All the data should be repeated exactly. Any image in it is left out.

• • • •

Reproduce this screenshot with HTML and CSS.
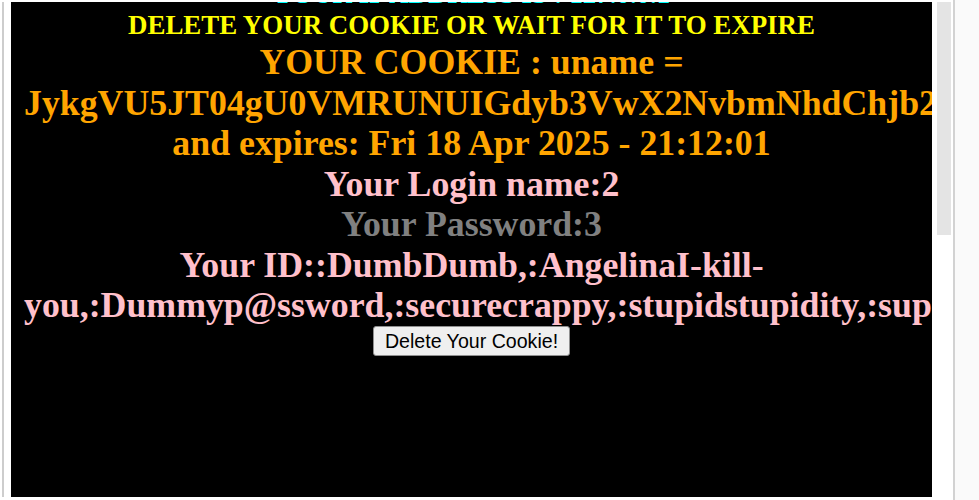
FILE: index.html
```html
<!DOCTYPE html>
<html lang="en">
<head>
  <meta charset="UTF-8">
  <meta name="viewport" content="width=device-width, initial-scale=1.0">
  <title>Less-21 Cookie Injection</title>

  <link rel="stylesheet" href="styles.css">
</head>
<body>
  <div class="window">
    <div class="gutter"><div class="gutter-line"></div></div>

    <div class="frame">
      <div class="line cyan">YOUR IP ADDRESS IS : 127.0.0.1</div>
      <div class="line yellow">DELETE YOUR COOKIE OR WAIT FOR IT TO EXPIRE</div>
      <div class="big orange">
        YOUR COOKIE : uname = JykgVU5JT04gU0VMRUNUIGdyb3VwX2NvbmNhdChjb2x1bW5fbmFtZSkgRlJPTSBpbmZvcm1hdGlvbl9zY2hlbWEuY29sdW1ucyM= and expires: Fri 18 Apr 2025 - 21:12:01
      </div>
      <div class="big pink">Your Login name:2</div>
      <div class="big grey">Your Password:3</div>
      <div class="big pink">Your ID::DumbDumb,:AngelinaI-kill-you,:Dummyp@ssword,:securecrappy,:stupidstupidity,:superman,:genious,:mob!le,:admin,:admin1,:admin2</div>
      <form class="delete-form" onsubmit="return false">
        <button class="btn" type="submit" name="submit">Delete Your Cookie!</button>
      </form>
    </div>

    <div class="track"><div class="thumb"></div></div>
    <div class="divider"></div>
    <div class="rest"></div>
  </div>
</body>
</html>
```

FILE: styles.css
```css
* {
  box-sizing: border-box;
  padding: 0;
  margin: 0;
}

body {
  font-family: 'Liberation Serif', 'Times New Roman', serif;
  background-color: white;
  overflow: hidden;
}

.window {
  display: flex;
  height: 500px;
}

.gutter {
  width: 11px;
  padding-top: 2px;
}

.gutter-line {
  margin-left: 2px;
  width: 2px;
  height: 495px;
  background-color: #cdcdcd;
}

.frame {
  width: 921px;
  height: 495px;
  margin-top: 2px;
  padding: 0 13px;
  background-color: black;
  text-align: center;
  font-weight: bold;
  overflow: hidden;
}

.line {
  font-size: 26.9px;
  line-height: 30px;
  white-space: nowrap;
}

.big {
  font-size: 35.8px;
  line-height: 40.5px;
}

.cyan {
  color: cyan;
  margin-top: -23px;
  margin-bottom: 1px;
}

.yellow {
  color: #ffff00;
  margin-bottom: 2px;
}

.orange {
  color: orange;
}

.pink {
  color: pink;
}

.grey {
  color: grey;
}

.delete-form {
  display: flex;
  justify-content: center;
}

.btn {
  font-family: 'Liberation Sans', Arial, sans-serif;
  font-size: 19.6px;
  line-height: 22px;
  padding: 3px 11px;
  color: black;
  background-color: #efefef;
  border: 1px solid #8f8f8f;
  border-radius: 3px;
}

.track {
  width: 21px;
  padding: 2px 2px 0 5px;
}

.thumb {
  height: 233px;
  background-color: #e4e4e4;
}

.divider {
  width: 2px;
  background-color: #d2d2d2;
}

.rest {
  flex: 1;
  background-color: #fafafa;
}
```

• • • •

**Result of the task:**
Reproduce this screenshot with HTML and CSS.
FILE: index.html
```html
<!DOCTYPE html>
<html lang="en">
<head>
  <meta charset="UTF-8">
  <meta name="viewport" content="width=device-width, initial-scale=1.0">
  <title>Less-21 Cookie Injection</title>

  <link rel="stylesheet" href="styles.css">
</head>
<body>
  <div class="window">
    <div class="gutter"><div class="gutter-line"></div></div>

    <div class="frame">
      <div class="line cyan">YOUR IP ADDRESS IS : 127.0.0.1</div>
      <div class="line yellow">DELETE YOUR COOKIE OR WAIT FOR IT TO EXPIRE</div>
      <div class="big orange">
        YOUR COOKIE : uname = JykgVU5JT04gU0VMRUNUIGdyb3VwX2NvbmNhdChjb2x1bW5fbmFtZSkgRlJPTSBpbmZvcm1hdGlvbl9zY2hlbWEuY29sdW1ucyM= and expires: Fri 18 Apr 2025 - 21:12:01
      </div>
      <div class="big pink">Your Login name:2</div>
      <div class="big grey">Your Password:3</div>
      <div class="big pink">Your ID::DumbDumb,:AngelinaI-kill-you,:Dummyp@ssword,:securecrappy,:stupidstupidity,:superman,:genious,:mob!le,:admin,:admin1,:admin2</div>
      <form class="delete-form" onsubmit="return false">
        <button class="btn" type="submit" name="submit">Delete Your Cookie!</button>
      </form>
    </div>

    <div class="track"><div class="thumb"></div></div>
    <div class="divider"></div>
    <div class="rest"></div>
  </div>
</body>
</html>
```

FILE: styles.css
```css
* {
  box-sizing: border-box;
  padding: 0;
  margin: 0;
}

body {
  font-family: 'Liberation Serif', 'Times New Roman', serif;
  background-color: white;
  overflow: hidden;
}

.window {
  display: flex;
  height: 500px;
}

.gutter {
  width: 11px;
  padding-top: 2px;
}

.gutter-line {
  margin-left: 2px;
  width: 2px;
  height: 495px;
  background-color: #cdcdcd;
}

.frame {
  width: 921px;
  height: 495px;
  margin-top: 2px;
  padding: 0 13px;
  background-color: black;
  text-align: center;
  font-weight: bold;
  overflow: hidden;
}

.line {
  font-size: 26.9px;
  line-height: 30px;
  white-space: nowrap;
}

.big {
  font-size: 35.8px;
  line-height: 40.5px;
}

.cyan {
  color: cyan;
  margin-top: -23px;
  margin-bottom: 1px;
}

.yellow {
  color: #ffff00;
  margin-bottom: 2px;
}

.orange {
  color: orange;
}

.pink {
  color: pink;
}

.grey {
  color: grey;
}

.delete-form {
  display: flex;
  justify-content: center;
}

.btn {
  font-family: 'Liberation Sans', Arial, sans-serif;
  font-size: 19.6px;
  line-height: 22px;
  padding: 3px 11px;
  color: black;
  background-color: #efefef;
  border: 1px solid #8f8f8f;
  border-radius: 3px;
}

.track {
  width: 21px;
  padding: 2px 2px 0 5px;
}

.thumb {
  height: 233px;
  background-color: #e4e4e4;
}

.divider {
  width: 2px;
  background-color: #d2d2d2;
}

.rest {
  flex: 1;
  background-color: #fafafa;
}
```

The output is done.